Adèle também acredita que o diretor conseguiu fazer com que o amor de duas mulheres não fosse o centro do filme. "Tudo o que acontece de ruim na vida de Adèle é a vida. Tínhamos inclusive filmado uma cena em que os pais dela descobrem que ela é lésbica e rompem com ela, mas a cena não foi usada para o filme ficar mais leve".

O diretor disse ainda que não pensou em como a comunidade gay receberia o filme porque não gosta de fazer distinção entre etnias e muito menos entre comunidades. "Não gosto de fazer diferença entre públicos. Queria que os espectadores se identificassem com Adèle, como eu me identifiquei. Queria chegar na alma do espectador".

Uma das cenas mais quentes entre as personagens tem aproximadamente seis minutos, mas Adèle garante que essa foi umas das coisas mais fáceis de fazer. "Minha primeira cena com Léa foi de sexo. Geralmente, as pessoas trocam aperto de mão quando se conhecem, nós tiramos a roupa", brincou ela. "As cenas de sexo eram engraçadas. É muito mais difícil lidar com os sentimentos. No sexo, tudo é uma questão de linguagem corporal", contou.

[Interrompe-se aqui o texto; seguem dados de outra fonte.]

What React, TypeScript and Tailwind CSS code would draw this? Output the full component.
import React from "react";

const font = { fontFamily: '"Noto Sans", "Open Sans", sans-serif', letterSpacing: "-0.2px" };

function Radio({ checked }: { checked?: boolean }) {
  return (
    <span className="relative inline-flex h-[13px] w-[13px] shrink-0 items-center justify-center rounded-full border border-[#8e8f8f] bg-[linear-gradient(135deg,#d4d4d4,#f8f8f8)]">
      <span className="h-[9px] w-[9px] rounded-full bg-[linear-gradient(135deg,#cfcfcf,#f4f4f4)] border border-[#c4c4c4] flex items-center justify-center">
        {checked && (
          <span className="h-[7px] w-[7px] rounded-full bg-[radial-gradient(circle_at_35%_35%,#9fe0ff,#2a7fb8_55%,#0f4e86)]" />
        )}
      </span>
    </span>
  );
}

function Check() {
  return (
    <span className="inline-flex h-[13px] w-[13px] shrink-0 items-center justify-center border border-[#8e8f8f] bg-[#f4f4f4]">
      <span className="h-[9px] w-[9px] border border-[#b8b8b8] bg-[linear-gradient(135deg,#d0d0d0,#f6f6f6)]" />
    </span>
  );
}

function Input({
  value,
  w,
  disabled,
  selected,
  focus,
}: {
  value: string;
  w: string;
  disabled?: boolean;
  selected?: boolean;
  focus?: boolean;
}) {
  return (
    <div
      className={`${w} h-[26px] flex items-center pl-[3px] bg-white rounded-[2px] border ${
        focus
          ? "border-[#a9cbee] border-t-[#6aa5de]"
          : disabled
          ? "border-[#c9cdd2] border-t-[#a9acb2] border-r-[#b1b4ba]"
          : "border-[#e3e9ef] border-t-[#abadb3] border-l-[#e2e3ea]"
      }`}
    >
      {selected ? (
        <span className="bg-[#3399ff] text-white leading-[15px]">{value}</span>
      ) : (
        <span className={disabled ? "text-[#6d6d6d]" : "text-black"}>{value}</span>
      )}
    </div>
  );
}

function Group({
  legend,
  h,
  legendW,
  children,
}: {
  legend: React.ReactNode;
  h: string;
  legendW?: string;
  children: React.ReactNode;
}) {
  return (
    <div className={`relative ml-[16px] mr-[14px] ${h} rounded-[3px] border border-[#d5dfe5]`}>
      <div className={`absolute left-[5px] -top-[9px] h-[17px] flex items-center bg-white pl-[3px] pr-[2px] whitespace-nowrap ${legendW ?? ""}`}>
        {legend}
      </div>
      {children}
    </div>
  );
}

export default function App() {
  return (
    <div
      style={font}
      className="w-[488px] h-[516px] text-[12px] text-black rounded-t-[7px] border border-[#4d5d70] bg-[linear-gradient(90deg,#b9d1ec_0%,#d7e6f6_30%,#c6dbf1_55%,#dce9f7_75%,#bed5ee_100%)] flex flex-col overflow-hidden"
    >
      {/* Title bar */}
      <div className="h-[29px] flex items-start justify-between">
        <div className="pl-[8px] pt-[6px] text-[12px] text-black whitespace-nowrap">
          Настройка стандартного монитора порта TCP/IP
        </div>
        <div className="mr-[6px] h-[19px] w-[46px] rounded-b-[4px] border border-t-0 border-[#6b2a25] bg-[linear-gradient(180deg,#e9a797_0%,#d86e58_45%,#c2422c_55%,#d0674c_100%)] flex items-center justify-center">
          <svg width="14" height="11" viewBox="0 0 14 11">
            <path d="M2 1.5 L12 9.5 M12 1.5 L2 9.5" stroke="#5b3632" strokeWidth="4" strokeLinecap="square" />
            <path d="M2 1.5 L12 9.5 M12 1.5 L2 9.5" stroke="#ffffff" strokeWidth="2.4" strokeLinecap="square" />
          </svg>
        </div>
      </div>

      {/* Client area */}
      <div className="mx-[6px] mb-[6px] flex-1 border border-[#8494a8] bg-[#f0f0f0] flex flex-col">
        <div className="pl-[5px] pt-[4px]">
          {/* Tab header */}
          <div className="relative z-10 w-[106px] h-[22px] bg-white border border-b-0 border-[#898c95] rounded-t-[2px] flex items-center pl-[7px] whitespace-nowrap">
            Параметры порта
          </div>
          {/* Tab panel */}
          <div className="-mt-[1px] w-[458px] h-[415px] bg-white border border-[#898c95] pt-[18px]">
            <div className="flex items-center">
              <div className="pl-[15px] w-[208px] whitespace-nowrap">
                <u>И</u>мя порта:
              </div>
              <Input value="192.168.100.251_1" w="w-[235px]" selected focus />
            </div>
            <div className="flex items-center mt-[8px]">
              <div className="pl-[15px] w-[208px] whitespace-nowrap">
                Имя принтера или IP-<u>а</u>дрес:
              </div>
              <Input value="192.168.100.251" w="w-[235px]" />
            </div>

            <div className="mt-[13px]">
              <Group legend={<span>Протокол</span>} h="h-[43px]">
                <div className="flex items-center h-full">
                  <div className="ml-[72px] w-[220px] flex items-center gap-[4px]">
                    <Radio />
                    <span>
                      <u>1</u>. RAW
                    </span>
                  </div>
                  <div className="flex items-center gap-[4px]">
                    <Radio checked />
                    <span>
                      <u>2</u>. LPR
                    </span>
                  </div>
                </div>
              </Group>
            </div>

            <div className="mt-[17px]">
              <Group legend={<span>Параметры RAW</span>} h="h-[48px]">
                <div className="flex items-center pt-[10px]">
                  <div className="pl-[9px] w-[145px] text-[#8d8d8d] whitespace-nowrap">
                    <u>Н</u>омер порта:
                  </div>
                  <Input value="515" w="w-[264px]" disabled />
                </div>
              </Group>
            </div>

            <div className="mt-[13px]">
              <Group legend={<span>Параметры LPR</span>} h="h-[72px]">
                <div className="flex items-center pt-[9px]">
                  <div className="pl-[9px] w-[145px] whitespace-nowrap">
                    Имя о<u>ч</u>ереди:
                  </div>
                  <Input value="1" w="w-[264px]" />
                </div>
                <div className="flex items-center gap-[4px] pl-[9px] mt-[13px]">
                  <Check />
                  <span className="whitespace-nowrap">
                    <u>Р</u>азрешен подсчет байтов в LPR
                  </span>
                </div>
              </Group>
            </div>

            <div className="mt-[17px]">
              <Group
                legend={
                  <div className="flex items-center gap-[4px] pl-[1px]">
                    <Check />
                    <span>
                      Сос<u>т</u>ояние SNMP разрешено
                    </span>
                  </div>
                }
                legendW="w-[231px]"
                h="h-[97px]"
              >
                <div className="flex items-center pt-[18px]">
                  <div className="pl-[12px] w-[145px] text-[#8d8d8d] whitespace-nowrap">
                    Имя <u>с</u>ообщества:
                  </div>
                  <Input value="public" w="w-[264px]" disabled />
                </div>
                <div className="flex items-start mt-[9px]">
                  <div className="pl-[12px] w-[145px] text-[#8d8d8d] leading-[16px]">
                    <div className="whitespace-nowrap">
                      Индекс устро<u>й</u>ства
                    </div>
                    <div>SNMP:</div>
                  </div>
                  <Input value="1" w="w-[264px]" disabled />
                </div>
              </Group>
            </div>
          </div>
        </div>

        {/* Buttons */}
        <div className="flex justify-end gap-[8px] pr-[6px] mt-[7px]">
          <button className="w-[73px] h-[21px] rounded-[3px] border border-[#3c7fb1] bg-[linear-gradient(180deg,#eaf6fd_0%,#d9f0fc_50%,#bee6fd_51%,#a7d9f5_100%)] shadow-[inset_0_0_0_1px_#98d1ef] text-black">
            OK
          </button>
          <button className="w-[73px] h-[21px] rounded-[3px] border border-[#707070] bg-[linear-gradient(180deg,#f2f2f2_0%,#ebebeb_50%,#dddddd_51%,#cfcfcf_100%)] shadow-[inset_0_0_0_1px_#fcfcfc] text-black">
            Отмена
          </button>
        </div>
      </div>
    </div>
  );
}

Para Adèle, o mais difícil foi saber que seus pais veriam o filme depois. "Para mim, era importante que eles vissem o que eu fiquei fazendo naqueles cinco meses, mas eu fiquei constrangida quando eles viram as cenas de sexo. Acho que meu pai foi a única pessoa que não falou comigo sobre isso, mas por respeito mesmo. Tenho sorte de ter os pais que tenho, que apoiam sem proteger demais".

Carreira no cinema

Veja momento em que filme vence a Palma de Ouro

A segurança com a qual a atriz fala de assuntos delicados chama a atenção, mas ela afirma que ganhar a Palma de Ouro também trouxe uma fragilidade. "Agora as pessoas e a imprensa esperam meu próximo filme para poder me julgar, mas o lado bom é que o prêmio trouxe legitimidade para o meu trabalho. Agora as pessoas me convidam para mais trabalhos".

Ela disse que iria para Hollywood se surgisse oportunidade de trabalho, mas que não é ingênua de tentar a sorte lá sem testes e sem um bom agente. Do futuro, ela só sabe que quer continuar atuando.